Il bonus in manovra che premia gli evasori

Una domanda, ma perché gli evasori fiscali sono tenuti così in considerazione dai nostri politici? Qualcuno prima o poi dovrà scoprirlo. Certo, sono elettori, così come, peraltro, chi le tasse le paga tutte. Sarà mica che qualcuno, tra le pieghe dei sondaggi, ha scoperto che vanno a votare solo coloro che gabbano il fisco? Nel caso, visto il calo costante degli elettori, ci sarebbe da esserne lieti. Chissà. L’unica certezza è che, anche nell’ultima manovra appena licenziata dal governo Meloni, non manca un gentile cadeau a chi, con ogni probabilità dichiara meno di chi guadagna.

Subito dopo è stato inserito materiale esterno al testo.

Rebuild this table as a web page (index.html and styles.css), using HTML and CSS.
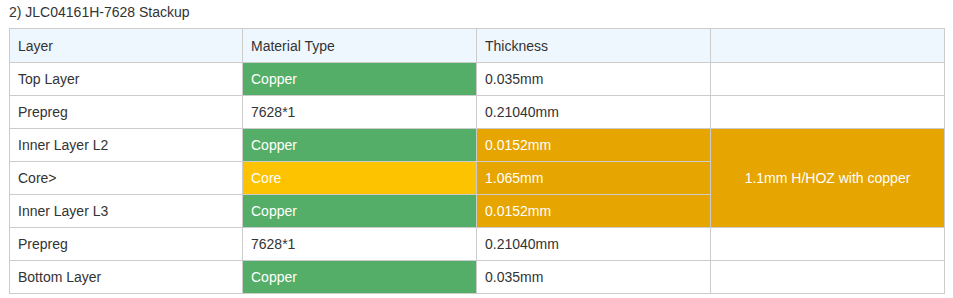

È il “bonus bebè” un contributo di mille euro erogato a chi presenta redditi inferiori a 40mila euro lordi, cioè con uno stipendio netto più o meno pari o inferiore a duemila euro al mese. Non è difficile comprendere come, chi deve sbarcare il lunario con quella cifra, magari anche gravato da un affitto, non è proprio animato dall’intenzione di estendere le bocche famigliari da sfamare. E comunque anche i mille euro disponibili non aiuterebbero più di tanto. Allora inevitabile pensare che a godere del beneficio saranno coloro che non ne hanno bisogno, cioè che dispone di un patrimonio o di una rendita ben superiore a quanto messo nero su bianco con il modello 730, ammesso che venga presentato. I famosi quasi nullatenenti con la Porsche che, stando ai dati, sono piuttosto numerosi.

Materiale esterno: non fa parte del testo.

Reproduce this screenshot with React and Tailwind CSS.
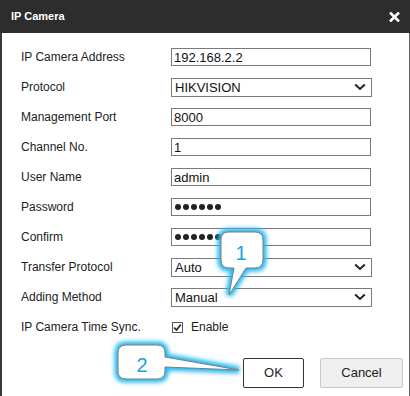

Secondo i dati più recenti, il “tax gap” - la differenza tra quanto lo Stato dovrebbe incassare e quanto effettivamente raccoglie - è stato stimato in circa 86,6 miliardi di euro nel 2019. Di questi, l’Irpef da lavoratore autonomo e l’Iva sono tra le imposte più evase. In pratica sono quasi due manovre ai valori attuali. Certo la situazione sta migliorando, soprattutto però in virtù dei condoni varati dal governo in carica, misure che suonano sempre come danno e beffa per i contribuenti onesti. Fatto sta che nel 2023, l’Agenzia delle Entrate ha recuperato oltre 24 miliardi di euro dall’evasione fiscale in Italia, segnando un aumento del 22% rispetto all’anno precedente. Di questi, circa 11,6 miliardi derivano da versamenti diretti volontari, come il ravvedimento operoso. Un altro contributo significativo è arrivato dalle misure straordinarie, come la “pace fiscale”, che ha portato nelle casse dello Stato 5,1 miliardi di euro.

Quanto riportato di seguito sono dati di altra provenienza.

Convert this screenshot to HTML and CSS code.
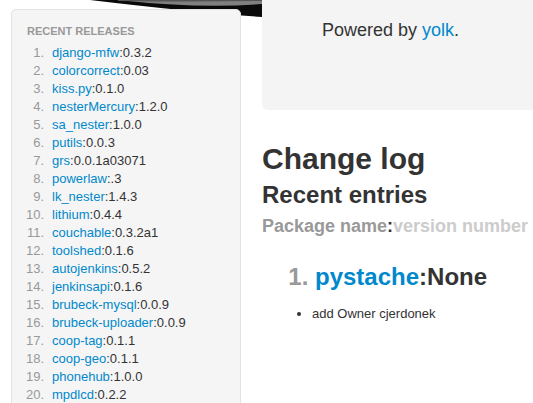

Complessivamente, il recupero fiscale ha superato i 31 miliardi di euro quando si considerano anche le somme raccolte per conto di altri enti come i Comuni e l’Inps. Bene, ma non è abbastanza. Un ulteriore e sostanzioso drenaggio delle risorse sfuggite al fisco potrebbe irrobustire le misure di sostegno ai redditi bassi, contribuire allo sviluppo e, di conseguenza, abbassare il debito pubblico.

Poi c’è la filosofia errata che sta dietro alla politica dei bonus. Il più sciagurato di tutto è stato quello del 110 per cento, voluto dal Movimento 5 Stelle ed erogato in maniera indiscriminata a prescindere dal reddito di chi lo richiedeva e dal fatto che venisse utilizzato per ristrutturare una prima abitazione fatiscente o una seconda o terza casa faraonica. Nel caso di quello di mille euro per i bebè (con buona pace di chi i figli li ha fatti prima e li sta mantenendo senza aiuti), l’errore sta anche nel basarsi, appunto, sull’imponibile dichiarato. L’introduzione di un redditometro in grado di misurare l’effettiva disponibilità economica del contribuente taglierebbe la testa al toro. Ma nessun politico, meno che mai quelli attualmente al governo che, va detto in maniera oggettiva, appaiono più ossessionati dal consenso degli altri che comunque non hanno mai abbassato la guardia in questa direzione, oserebbe imporre una misura tanto impopolare. E così si va avanti tra tagli, limature, finti sacrifici chiesti ai forti e veri imposti ai deboli. Tanto poi votano anche gli evasori. Il ministro Giancarlo Giorgetti dice che l’esecutivo sta combattendo i furbetti con i fatti. A parte i condoni, anche quelli chiamati in un altro modo, è difficile scorgere quali siano.